I thought the descriptions of living in space were reasonable, particularly given that they were written before anyone had ever actually been in space. What I wanted to draw attention to was how del Rey portrayed rocket flight. The Loyal Citizens building the space station used small rocket-powered taxi ships (I hesitate to call them shuttles because of other connotations) to get around between the construction site and whatnot. (See how large this enterprise was? How could they think it would stay secret?) The way it was described, each little ship had just one largish rocket attached to it, so to break or turn, they had to point the rocket in another direction and fire. I believe gyroscopes were used to change orientation.

It's not so much that he got the physics wrong here (although rockets as we usually think of them would be much too powerful for these purposes, that is easily overcome), but the impracticality of the set up. Surely it would save time and training money to just put smaller rockets in for manoeuvring? This is what we do in the real world, more or less (the less being that the actual rockets used are nothing like the sort used to get off the ground because there's no gravity to overcome and no air-resistance either).

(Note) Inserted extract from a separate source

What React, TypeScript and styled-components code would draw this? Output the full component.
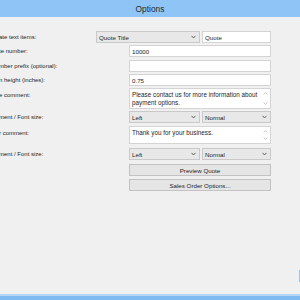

It's not just accurate science which is necessary -- del Rey was as accurate as he could be, from memory -- but practicality. Yes, you can use a gyroscope to flip your ship around and change direction, but think of how disorienting that would be for the pilot with all the spinning stars.



* I mean, Asimov's books aren't overfilled with female characters or anything, and they are in many ways a product of their times, but he had some competent women who were more than secretaries or love interests to the male characters. For example Susan Calvin in some of the robot stories, Arkady who was mentioned above, and several secondary characters whose names escape me. And he wasn't racist.